**Exercise goal**
From the records, pick out and copy each line containing "this".

───── The data ─────

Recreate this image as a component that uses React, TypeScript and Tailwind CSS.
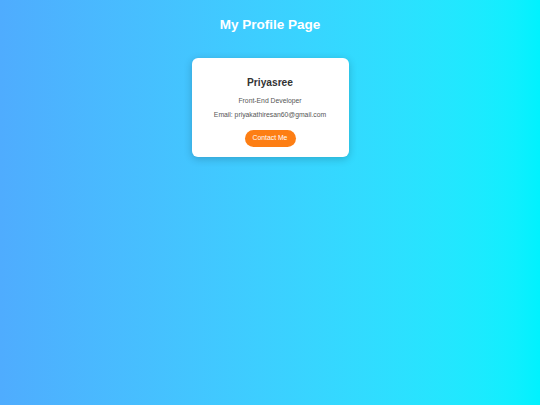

─────
───── The data ─────

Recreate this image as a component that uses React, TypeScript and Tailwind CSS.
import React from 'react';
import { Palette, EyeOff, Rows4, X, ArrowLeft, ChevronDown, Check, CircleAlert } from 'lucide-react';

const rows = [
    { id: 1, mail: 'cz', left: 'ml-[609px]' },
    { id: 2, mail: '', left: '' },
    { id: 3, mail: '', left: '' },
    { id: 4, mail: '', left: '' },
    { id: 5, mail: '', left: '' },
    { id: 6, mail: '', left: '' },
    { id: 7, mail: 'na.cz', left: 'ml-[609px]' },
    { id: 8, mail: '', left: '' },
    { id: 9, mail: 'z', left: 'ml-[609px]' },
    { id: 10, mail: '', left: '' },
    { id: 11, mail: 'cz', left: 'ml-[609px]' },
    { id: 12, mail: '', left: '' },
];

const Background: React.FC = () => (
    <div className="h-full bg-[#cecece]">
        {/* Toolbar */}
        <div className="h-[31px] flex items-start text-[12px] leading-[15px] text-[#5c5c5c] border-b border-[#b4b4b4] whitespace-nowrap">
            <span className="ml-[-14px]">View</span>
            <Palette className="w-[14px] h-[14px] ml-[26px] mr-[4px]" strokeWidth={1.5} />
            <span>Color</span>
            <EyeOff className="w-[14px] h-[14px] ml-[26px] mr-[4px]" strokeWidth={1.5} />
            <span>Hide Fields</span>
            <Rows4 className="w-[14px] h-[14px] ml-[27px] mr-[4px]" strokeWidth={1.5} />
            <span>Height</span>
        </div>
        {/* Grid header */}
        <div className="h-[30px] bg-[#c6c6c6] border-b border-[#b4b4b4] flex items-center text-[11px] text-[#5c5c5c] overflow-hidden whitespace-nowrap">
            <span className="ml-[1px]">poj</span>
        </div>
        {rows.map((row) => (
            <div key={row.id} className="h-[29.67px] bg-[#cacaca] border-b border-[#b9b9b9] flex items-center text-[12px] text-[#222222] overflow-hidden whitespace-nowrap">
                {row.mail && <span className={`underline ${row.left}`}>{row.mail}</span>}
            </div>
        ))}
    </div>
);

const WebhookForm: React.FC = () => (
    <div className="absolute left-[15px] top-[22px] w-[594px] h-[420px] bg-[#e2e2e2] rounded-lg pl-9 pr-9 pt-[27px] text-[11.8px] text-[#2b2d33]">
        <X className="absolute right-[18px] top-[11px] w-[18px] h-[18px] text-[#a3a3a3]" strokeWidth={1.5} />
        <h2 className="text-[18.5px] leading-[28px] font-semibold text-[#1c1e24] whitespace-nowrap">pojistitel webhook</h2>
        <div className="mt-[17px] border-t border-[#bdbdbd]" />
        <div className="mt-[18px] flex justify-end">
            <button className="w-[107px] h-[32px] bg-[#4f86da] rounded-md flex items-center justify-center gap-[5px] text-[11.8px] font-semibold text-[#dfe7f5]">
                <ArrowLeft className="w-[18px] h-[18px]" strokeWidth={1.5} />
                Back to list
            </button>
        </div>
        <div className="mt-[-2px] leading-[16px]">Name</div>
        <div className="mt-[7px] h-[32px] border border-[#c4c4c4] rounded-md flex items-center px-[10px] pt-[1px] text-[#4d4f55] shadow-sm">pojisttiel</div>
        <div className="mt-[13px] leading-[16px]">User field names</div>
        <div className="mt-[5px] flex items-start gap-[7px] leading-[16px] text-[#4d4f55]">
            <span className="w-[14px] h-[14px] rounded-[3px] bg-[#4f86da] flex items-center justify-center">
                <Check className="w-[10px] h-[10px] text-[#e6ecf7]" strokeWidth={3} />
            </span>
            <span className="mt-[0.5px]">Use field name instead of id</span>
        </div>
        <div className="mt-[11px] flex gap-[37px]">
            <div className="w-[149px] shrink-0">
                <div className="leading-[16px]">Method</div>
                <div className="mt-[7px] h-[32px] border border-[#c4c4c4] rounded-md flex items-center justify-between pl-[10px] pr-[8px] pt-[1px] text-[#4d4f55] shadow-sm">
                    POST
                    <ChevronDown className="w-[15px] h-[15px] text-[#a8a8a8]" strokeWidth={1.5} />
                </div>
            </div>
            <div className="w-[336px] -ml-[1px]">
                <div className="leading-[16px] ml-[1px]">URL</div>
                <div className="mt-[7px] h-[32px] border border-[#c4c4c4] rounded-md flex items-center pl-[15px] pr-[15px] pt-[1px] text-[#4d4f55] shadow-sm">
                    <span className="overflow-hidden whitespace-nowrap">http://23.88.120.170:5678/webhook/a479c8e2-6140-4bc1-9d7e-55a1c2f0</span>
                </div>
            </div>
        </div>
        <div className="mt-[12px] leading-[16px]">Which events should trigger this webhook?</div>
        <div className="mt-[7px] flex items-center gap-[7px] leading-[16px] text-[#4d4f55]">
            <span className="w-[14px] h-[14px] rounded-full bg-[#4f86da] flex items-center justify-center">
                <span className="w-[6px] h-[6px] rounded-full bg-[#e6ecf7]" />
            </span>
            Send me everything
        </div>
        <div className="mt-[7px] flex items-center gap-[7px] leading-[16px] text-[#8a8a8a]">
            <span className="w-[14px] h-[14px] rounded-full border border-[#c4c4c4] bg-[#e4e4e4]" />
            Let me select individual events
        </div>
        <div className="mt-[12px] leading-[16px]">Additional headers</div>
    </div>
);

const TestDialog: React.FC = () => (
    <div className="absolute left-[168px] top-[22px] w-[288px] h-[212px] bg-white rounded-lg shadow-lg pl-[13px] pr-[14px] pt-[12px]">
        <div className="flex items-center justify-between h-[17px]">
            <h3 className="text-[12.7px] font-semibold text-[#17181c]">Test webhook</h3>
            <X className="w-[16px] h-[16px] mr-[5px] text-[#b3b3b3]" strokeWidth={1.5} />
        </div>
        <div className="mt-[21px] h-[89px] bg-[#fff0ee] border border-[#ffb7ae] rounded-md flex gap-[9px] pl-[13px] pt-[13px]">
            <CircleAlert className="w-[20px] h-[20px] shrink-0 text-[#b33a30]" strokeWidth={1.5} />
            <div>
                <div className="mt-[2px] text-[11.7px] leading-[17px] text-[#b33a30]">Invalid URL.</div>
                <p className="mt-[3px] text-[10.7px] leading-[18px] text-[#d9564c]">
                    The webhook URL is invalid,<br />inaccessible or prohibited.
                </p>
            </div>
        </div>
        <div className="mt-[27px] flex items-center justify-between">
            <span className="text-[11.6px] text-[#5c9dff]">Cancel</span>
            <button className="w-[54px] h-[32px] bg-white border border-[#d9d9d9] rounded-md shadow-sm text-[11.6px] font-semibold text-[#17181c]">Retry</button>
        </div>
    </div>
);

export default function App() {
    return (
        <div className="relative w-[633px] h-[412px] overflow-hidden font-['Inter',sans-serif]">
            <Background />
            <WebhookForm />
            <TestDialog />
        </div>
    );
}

─────
───── The data ─────

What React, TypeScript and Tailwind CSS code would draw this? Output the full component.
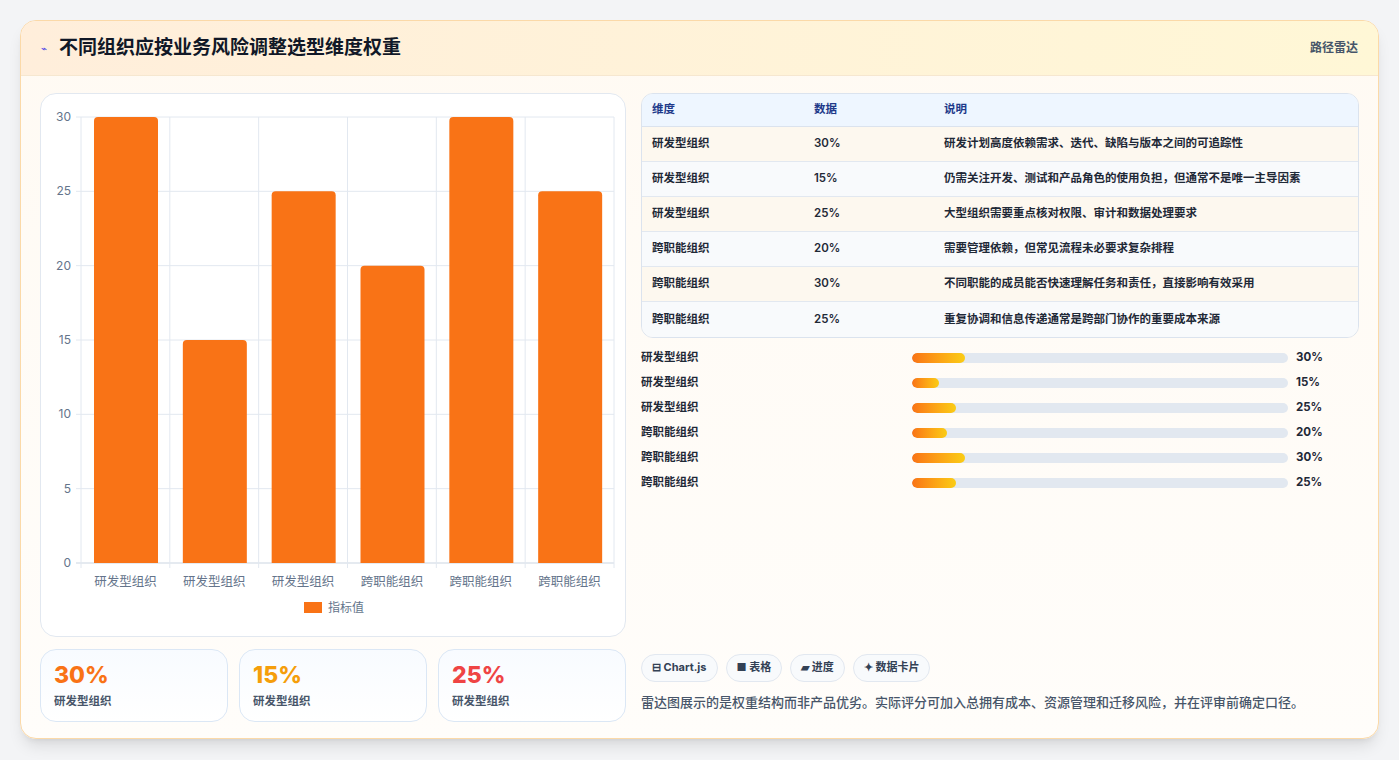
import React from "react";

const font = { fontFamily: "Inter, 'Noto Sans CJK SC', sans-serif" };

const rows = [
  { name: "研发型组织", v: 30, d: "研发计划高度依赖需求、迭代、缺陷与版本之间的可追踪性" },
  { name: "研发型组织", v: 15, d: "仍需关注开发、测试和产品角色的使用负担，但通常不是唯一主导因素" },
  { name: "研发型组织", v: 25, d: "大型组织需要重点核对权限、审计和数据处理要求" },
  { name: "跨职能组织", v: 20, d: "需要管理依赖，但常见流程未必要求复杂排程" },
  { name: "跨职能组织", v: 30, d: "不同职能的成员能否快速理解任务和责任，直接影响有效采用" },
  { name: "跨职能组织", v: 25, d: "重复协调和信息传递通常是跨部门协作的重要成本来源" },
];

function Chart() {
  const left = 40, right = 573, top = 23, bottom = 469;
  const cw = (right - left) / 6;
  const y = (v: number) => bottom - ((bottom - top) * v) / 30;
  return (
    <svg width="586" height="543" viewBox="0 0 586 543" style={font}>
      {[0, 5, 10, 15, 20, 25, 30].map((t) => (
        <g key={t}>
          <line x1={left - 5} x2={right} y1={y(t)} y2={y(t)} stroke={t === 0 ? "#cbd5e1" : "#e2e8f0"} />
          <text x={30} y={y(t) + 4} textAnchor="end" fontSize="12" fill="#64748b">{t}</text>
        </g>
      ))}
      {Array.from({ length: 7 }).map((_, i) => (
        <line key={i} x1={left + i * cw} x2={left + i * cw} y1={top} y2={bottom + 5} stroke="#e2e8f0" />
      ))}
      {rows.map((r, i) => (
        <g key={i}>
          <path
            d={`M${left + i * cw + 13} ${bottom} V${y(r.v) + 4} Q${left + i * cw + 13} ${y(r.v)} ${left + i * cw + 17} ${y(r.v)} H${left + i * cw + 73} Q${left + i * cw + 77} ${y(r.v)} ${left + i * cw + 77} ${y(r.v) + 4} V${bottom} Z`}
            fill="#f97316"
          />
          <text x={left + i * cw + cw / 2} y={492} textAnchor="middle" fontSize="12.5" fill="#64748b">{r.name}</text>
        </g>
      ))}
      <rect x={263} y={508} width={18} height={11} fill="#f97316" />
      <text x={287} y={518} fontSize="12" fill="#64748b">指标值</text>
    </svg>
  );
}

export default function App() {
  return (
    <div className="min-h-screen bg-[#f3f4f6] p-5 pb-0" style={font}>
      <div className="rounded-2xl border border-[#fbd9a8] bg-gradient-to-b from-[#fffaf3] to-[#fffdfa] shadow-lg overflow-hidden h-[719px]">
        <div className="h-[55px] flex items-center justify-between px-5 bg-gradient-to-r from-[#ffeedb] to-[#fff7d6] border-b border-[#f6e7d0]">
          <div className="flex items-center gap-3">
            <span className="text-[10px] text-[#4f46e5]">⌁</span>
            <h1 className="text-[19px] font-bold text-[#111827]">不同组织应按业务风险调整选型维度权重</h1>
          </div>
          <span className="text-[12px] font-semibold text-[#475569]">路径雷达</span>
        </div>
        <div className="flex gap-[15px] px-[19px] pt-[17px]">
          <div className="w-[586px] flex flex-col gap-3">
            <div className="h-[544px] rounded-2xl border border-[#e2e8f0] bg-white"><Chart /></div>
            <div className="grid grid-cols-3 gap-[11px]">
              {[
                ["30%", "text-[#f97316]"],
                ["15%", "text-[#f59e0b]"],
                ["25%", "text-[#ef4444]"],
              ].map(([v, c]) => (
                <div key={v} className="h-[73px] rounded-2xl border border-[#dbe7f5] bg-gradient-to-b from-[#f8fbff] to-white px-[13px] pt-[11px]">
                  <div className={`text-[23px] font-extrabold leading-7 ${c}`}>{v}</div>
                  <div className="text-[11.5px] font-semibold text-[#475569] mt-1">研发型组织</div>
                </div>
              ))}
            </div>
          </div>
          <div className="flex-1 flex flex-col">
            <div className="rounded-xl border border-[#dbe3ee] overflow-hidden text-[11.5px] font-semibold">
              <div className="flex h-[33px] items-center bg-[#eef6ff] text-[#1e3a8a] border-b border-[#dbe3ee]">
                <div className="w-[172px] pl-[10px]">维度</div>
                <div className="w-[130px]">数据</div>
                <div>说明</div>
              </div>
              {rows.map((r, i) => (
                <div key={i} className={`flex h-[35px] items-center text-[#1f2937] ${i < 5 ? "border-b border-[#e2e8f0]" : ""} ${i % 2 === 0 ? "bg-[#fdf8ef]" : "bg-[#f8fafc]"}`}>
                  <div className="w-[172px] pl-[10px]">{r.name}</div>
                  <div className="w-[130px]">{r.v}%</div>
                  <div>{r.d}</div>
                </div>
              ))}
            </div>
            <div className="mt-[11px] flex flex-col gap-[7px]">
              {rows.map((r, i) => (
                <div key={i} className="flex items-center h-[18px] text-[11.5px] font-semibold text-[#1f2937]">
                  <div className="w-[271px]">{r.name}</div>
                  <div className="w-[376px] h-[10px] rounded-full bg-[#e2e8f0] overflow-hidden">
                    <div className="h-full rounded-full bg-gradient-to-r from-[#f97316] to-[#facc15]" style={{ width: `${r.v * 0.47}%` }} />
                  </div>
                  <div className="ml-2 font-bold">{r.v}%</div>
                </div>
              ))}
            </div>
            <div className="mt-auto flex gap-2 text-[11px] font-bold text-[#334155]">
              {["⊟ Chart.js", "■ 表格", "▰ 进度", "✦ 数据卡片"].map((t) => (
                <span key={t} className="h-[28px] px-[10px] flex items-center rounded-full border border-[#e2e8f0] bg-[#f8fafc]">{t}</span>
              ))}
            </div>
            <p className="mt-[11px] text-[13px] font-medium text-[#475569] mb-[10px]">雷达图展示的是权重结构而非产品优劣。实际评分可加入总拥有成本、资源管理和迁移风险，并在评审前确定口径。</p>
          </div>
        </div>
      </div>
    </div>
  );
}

─────

**Answer to the exercise**
Recreate this image as a component that uses React, TypeScript and Tailwind CSS.
Recreate this image as a component that uses React, TypeScript and Tailwind CSS.
        <div className="mt-[12px] leading-[16px]">Which events should trigger this webhook?</div>
What React, TypeScript and Tailwind CSS code would draw this? Output the full component.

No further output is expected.